Mumia Abu Jamal called into KPFK from the SCI Mahanoy prison in Frackville, Pennsylvania to discuss the Occupy Wall Street movement, the American prison system, the media, and more.
Thank you Gifts:
Uprising’s Dollar-a-Day Occupy Spring Pack – $365 pledge
Included in pack are — Richard Wolff’s “Occupy the Economy”, Chris Hedges’ “Days of Destruction, Days of Revolt” and 2 Occupy Media Pamphlets – Mumia Abu Jamal’s “Message to the Movement” and Noam Chomsky’s “Occupy”, plus Uprising’s Best of Drive MP3 CD PLUS a pair of tickets to see Chris Hedges on June 28th
Sonali Kolhatkar: I want to talk to you about the Occupy Wall Street movement that you have expressed a lot of optimism about. You’ve called on people to “occupy everything.” What do you think is the ability of this movement to make real change, particularly changing our capitalist system?

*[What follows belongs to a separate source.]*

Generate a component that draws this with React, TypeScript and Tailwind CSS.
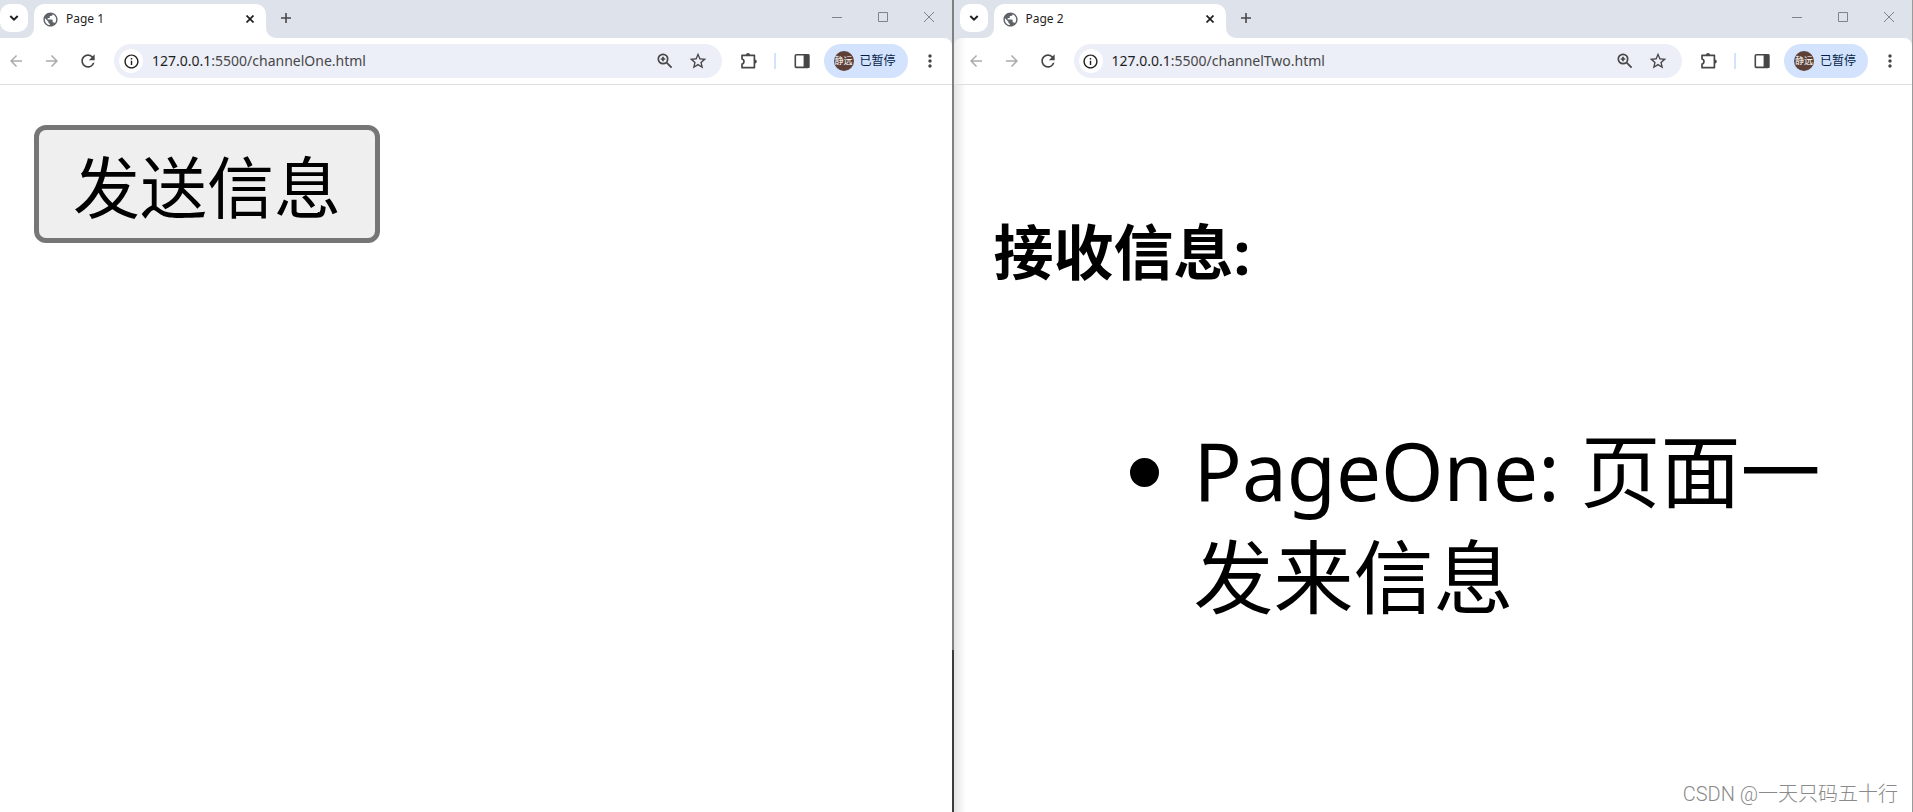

Mumia Abu Jamal: I think credit must be given to Occupy for raising the question, or shall we say, more accurately, stating the situation, by the simple slogan of “We are the 99%.” They targeted and focused on the wealthy and the super-wealthy, who are in many ways the owners and the motors of American capitalist society. That, by its very nature, was anti-capitalist. It was not, shall we say, Marxist, but it was certainly anti-capitalist in the sense of designating the immense power and the immense wealth held in the hands of the one percent, and percentages of that one percent. I think that was a powerful and pregnant and really long-awaited beginning in the transformation of social consciousness. It certainly changed the minds of millions of people.
Kolhatkar: I know this movement is very new, and I’m wondering what advice you can give, given that you were a member of the Black Panther Party and are experienced with movements for social change. So you know well that movements that are effective get attacked not just by police, but by politicians. They can get infiltrated to the point of implosion. What is your advice to the Occupy Wall Street movement against such pitfalls?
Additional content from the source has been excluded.